Ecco perché Mirri ha deciso di cercare un socio (un altro!), ma laddove se ne presentasse l’opportunità, potrebbe cedere il giocattolo per intero. Il club, che abita a metà classifica del girone C di Serie C, è valutato 15 milioni di euro dalla società di consulenza PricewaterhouseCoopers. “Non sarò mai un intralcio alla crescita e allo sviluppo del Palermo”, ha dichiarato il presidente con tono dimesso. Ma i tifosi hanno già fiutato il pericolo, chiedendogli di farsi da parte. I risultati sul campo non arrivano e la società brancola nel buio. Meglio una sterzata subito. D’altronde, possiamo capirlo. Il calcio ha sempre rappresentato per Mirri e la famiglia Damir un investimento con tornaconto, e non soltanto un atto di fede. Sfruttando la benevolenza del sindaco Leoluca Orlando, che l’aveva accolto a braccia aperta al timone del club, Mirri voleva allargare la sfera dei propri interessi e prendersi l’area dell’ex centrale Enel (4.800 mq), dismessa da vent’anni, per trasformarla in una struttura ricettiva. Sarebbe servita una licenza in deroga al piano regolatore, che il sindaco non aveva la facoltà di concedergli e il Consiglio comunale, nonostante il pressing del primo cittadino, non ha approvato. L’Ostello Bello, pensato da uno dei nipoti del generale Dalla Chiesa, così è rimasto un sogno.
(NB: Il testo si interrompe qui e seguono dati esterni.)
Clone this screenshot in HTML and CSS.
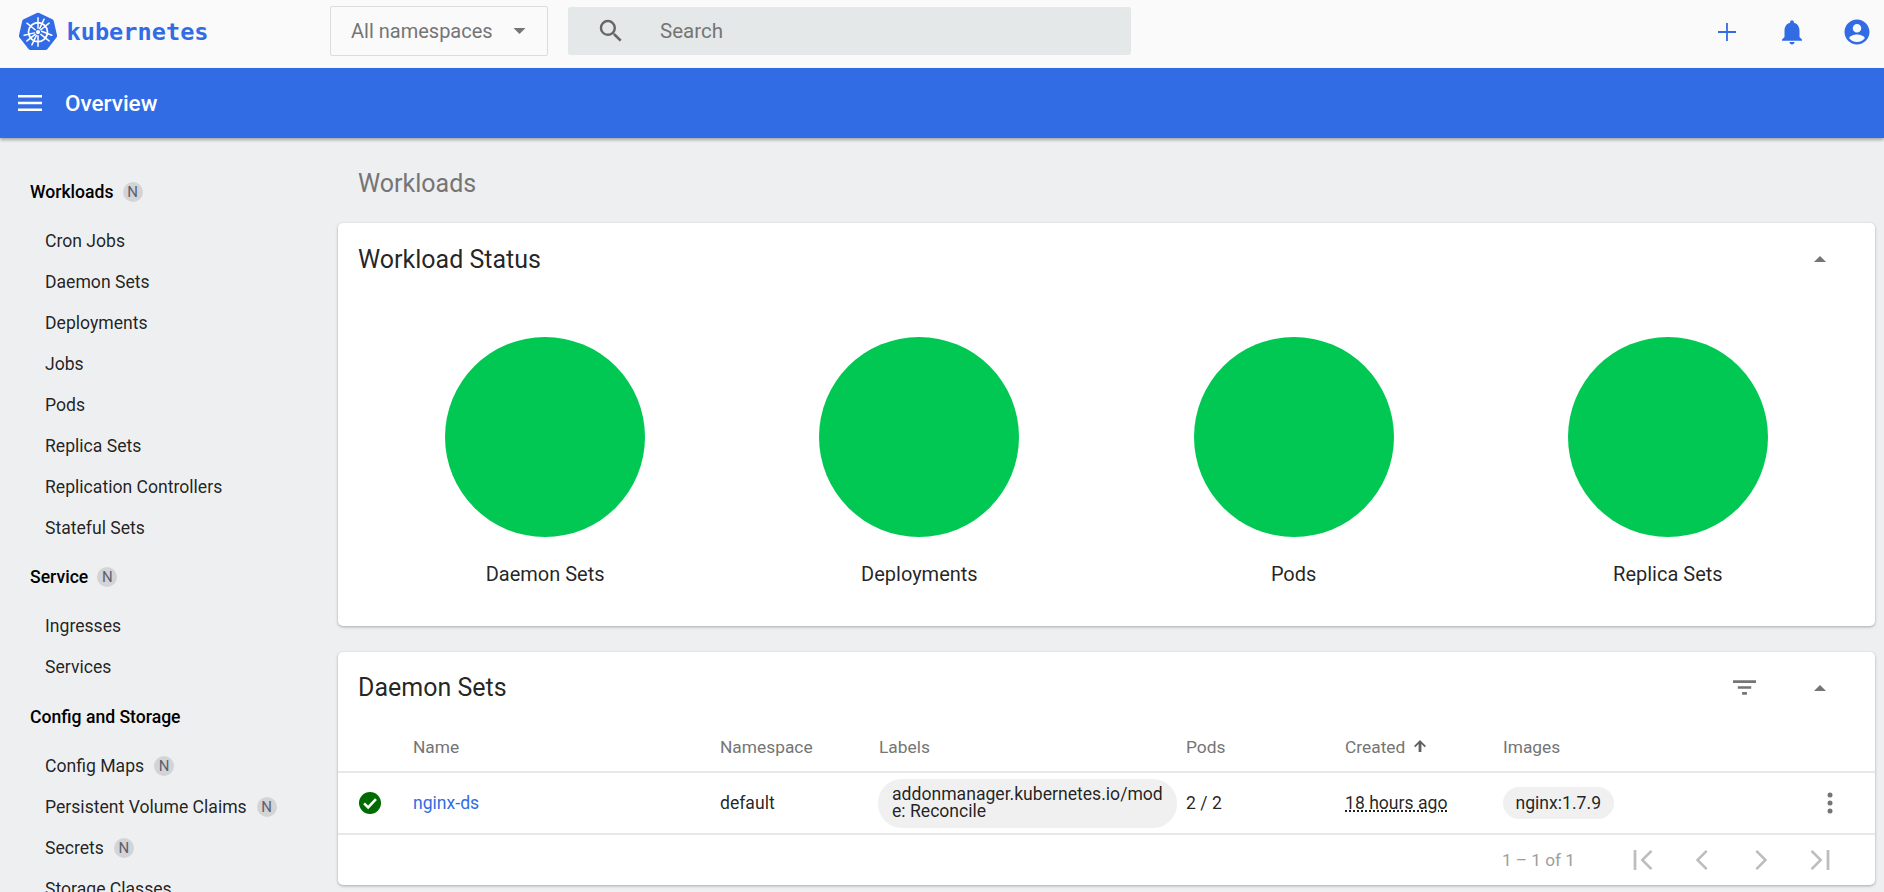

Avrebbe voluto far diventare il Palermo una fonte di guadagno, senza curarsi troppo della devozione di un popolo innamorato del pallone. Non ce l’ha fatta e ora è pronto a smobilitare, garantendo però un ultimo investimento a cui nemmeno Di Piazza, nonostante l’epurazione, potrà rinunciare: il nuovo centro sportivo di Torretta (valore: 6 milioni di euro). Un asset fondamentale per ridare prestigio al marchio e speranza alla tifoseria, per attrarre nuovi investimenti. Magari un vero compratore. Che voglia trarre vantaggi dal calcio e dal Palermo, ma restituire alla quinta città d’Italia la Serie A.